Banks were to reopen today in the provinces and tomorrow in Port-au-Prince, giving most Haitians their first access to cash since the quake hit, Commerce Minister Josseline Colimon Fethiere told Reuters.
WORLD BANK WAIVES
DEBT PAYMENTS
“While we are assessing the situation, we are making sure the basic services resume, starting with the banking system. The central bank has resumed operations and other banks are in the process of resuming operations as well,” said Haitian Finance Minister Ronald Baudin.
The World Bank yesterday announced it will waive payments on Haiti’s $38 million debt for the next five years, while the IMF said its proposed $100 million loan for Haiti would be interest free until late 2011 to help the country rebuild.
Sensitive to appearances the United States was taking too forceful a role, President Barack Obama says the White House is being “very careful” to work with the Haitian government and the United Nations.

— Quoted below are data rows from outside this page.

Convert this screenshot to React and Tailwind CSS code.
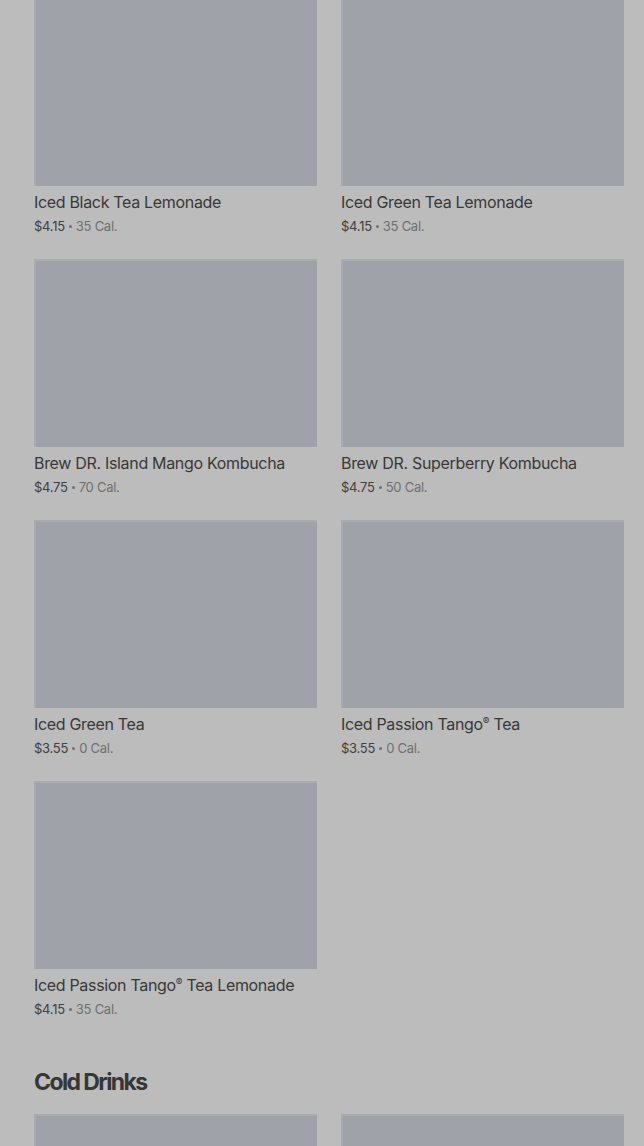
const items = [
  { name: "Iced Black Tea Lemonade", price: "$4.15", cal: "35 Cal." },
  { name: "Iced Green Tea Lemonade", price: "$4.15", cal: "35 Cal." },
  { name: "Brew DR. Island Mango Kombucha", price: "$4.75", cal: "70 Cal." },
  { name: "Brew DR. Superberry Kombucha", price: "$4.75", cal: "50 Cal." },
  { name: "Iced Green Tea", price: "$3.55", cal: "0 Cal." },
  { name: "Iced Passion Tango® Tea", price: "$3.55", cal: "0 Cal." },
  { name: "Iced Passion Tango® Tea Lemonade", price: "$4.15", cal: "35 Cal." },
];

// render the ® a bit smaller and raised, like the menu does
function Name({ text }) {
  const parts = text.split("®");
  if (parts.length === 1) return text;
  return (
    <>
      {parts[0]}
      <span className="text-[10px] leading-none align-[5px]">®</span>
      {parts[1]}
    </>
  );
}

function ItemCard({ item }) {
  return (
    <div className="flex flex-col">
      <div className="h-[188px] bg-[#a0a2a9] border-t-2 border-l-2 border-[#a9abb0]" />
      <p className="mt-1 h-6 text-[16px] leading-6 tracking-[-0.02em] text-[#383838] truncate">
        <Name text={item.name} />
      </p>
      <div className="mt-[2px] h-5 flex items-center text-[13px] leading-5 tracking-[-0.02em] text-[#707070]">
        <span className="text-[#404040]">{item.price}</span>
        <span className="mx-[4px] w-[3px] h-[3px] rounded-full bg-[#707070]" />
        <span>{item.cal}</span>
      </div>
    </div>
  );
}

export default function App() {
  return (
    <div
      className="min-h-screen bg-[#bcbcbc] pl-[34px] pr-[20px] overflow-hidden"
      style={{ fontFamily: "Inter, 'Noto Sans', sans-serif" }}
    >
      <div className="-mt-[2px] grid grid-cols-2 gap-x-6 gap-y-[23px]">
        {items.map((item) => (
          <ItemCard key={item.name} item={item} />
        ))}
      </div>

      {/* next section */}
      <h2 className="mt-[47px] text-[23px] leading-8 font-bold tracking-[-0.07em] text-[#363636]">
        Cold Drinks
      </h2>
      <div className="mt-4 grid grid-cols-2 gap-x-6">
        <div className="h-[188px] bg-[#a0a2a9] border-t-2 border-l-2 border-[#a9abb0]" />
        <div className="h-[188px] bg-[#a0a2a9] border-t-2 border-l-2 border-[#a9abb0]" />
      </div>
    </div>
  );
}
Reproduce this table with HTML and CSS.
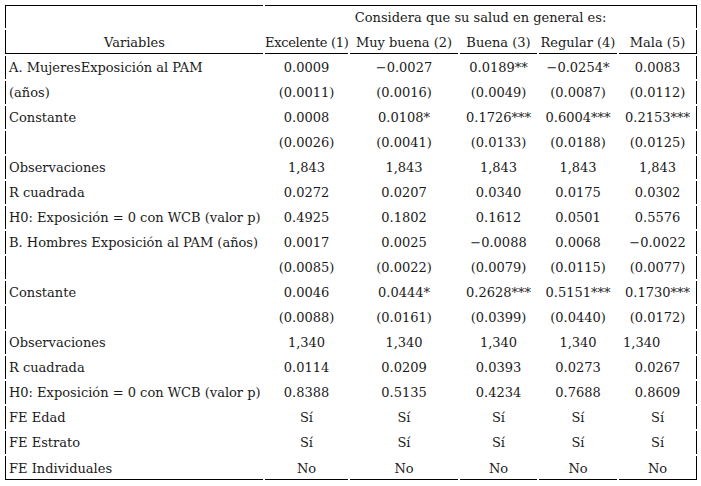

But a large flotilla of U.S. ships and aircraft, accompanied by Marines and airborne troops, dominated the Haiti relief effort, flying in supplies, evacuating the seriously wounded and protecting aid distribution points.
A U.S. military C-17 cargo plane carried out a second large airdrop this week of food and water supplies, this time inland at Mirebalais, northeast of Port-au-Prince. Supplies were also being flown in to Jacmel airstrip on the southern coast.
“As we continue to have more aid flowing through both the airport and the seaport, we will reach out to help more Haitians in more areas,” Elton said.
Moving to speed donations for Haiti, the U.S. Congress approved legislation allowing U.S. taxpayers to make charitable contributions to Haiti relief programs before March 1, 2010, and claim those contributions on their 2009 income tax return.
The United Nations is adding 2,000 troops and 1,500 police to its 9,000-member peacekeeping mission in Haiti.
As many as 1.5 million Haitians were left homeless by the earthquake and Interior Minister Paul Antoine Bien-Aime said some 400,000 of them would be moved to new villages to be built outside the ravaged capital.
The first wave of 100,000 refugees were to be sent to transitional tent villages of 10,000 each near the town of Croix Des Bouquets north of the capital, he said.
Brazilian U.N. peacekeepers there were already leveling land at a site where the Inter-American Development Bank planned to help build permanent houses for 30,000 people.
Many for now were jammed into haphazard camps with no latrines, sleeping outdoors because their homes were destroyed or out of fear that aftershocks would bring down more buildings. Aftershocks of 4.8 and 4.9 magnitude shook the capital yesterday, further stressing traumatized survivors.
LONG-TERM
REBUILDING
The Haitian government and its international partners turned their focus to long-term rebuilding of a nation that was poor and chaotic even before the earthquake.
“Progress is being made,” said Jon Andrus, deputy director of the Pan American Health Organization.
The Brazilian government said yesterday it would spend an additional 375 million reais ($208 million) on its security and reconstruction efforts in Haiti this year. Part of the funds, which include a donation of at least $15 million, would go to build 10 emergency health units in the Caribbean country.
Brazil has been
commanding the U.N. stabilization force in Haiti since 2004.
Despite the huge aid effort, most of the basics of city life were still missing or barely functional in Port-au-Prince. Hospitals were overwhelmed and doctors lacked anesthesia, forcing them to operate with only local painkillers.
The United Nations counted nearly 450 homeless encampments in Port-au-Prince alone and urged the government to begin consolidating them to streamline food distribution.
The city’s water system was only partially functional but tanker trucks began to deliver water to makeshift camps where people lined up to fill their buckets.
Violence and looting has subsided as U.S. troops provided security for water and food distribution and thousands of displaced Haitians heeded the government’s advice to seek shelter in villages outside Port-au-Prince.